Greek Prime Minister Antonis Samaras will be meeting with eurozone leaders this week in the hope of convincing them to extend the deadline for austerity measures to be met. The Greek government is hoping that international creditors will hand over $38.8 billion next month. Without the funds Greece will almost certainly have to default on its debt. That Samaras is engaging in these meetings indicates that he is not confident that the troika audit will deliver good news.
If the troika audit does not recommend more Greek bailouts European politicians will rush to make the next move. The problem is that there is no agreed upon strategy for what to do if Greece did not meet the austerity conditions.
One option would be to let Greece continue to receive funds regardless of the Greek government's inability to get their budget under control. The German government is against this option and understandably wants some semblance of moral responsibility to be present in whatever assistance Greece might receive. While this attitude is prevalent in Merkel's government, Merkel seems to be warming to the idea of letting the Greeks receive bailout funds without having met the previously agreed upon austerity conditions. This would set a worrying precedent. Italy and Spain are far from stable, and Greece getting bailed out without fiscal reform could send a signal that would only worsen the crisis.
Finnish and German politicians have expressed their dissatisfaction with Greece receiving funds without having met austerity conditions. Both Finland and Germany have veto power over future bailouts, something that those in the Greek government should keep in mind.
The Germans in particular have opposed another plan, a favorite of French President Hollande and Italian Prime Minister Monti, the pooling of euro-zone debt through the issuing of Euro bonds. As some German politicians have pointed out, such a plan absolves responsibility of countries that engaged in feckless fiscal behavior and creates moral hazard.

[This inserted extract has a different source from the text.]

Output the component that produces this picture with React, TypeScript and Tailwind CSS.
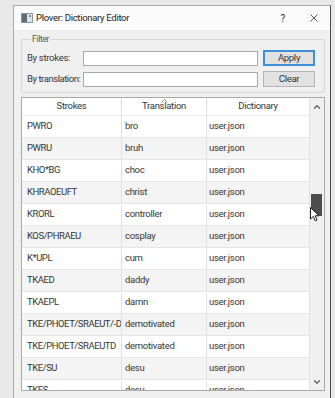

Another realistic option is for Greece to default on its debt after the troika findings are released. This is hardly ideal, and not something the Greeks would welcome. However, taking the long-term view it is realistically the only way to slow down the fiasco that is the euro-crisis, though it would still leave many serious issues unattended.

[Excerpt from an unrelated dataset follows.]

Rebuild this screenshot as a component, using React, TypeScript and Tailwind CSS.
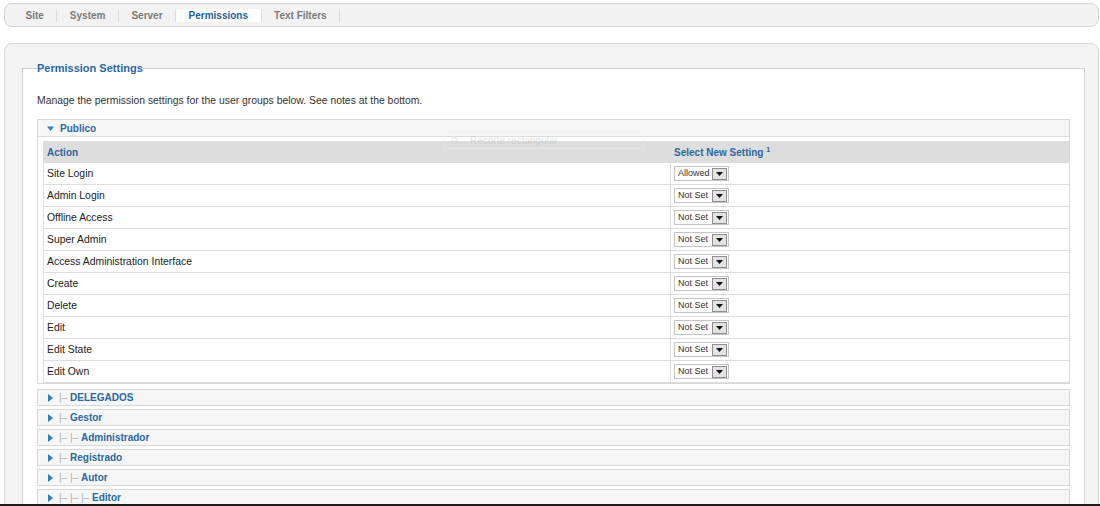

Whether it is Germany leaving the euro or the emergence of a different sort of currency, the politically impossible options still remain the most attractive. Unfortunately for the people of Europe the tepid and unimaginative realistic options available offer no cause for optimism or acceptance of culpability on the part of certain European politicians. A real comprehensive and just plan for addressing the euro-crisis requires many European politicans and bureaucrats to voluntarily resign and accept responsibility for the standard of living about to be imparted to hundrdeds of millions of Europeans.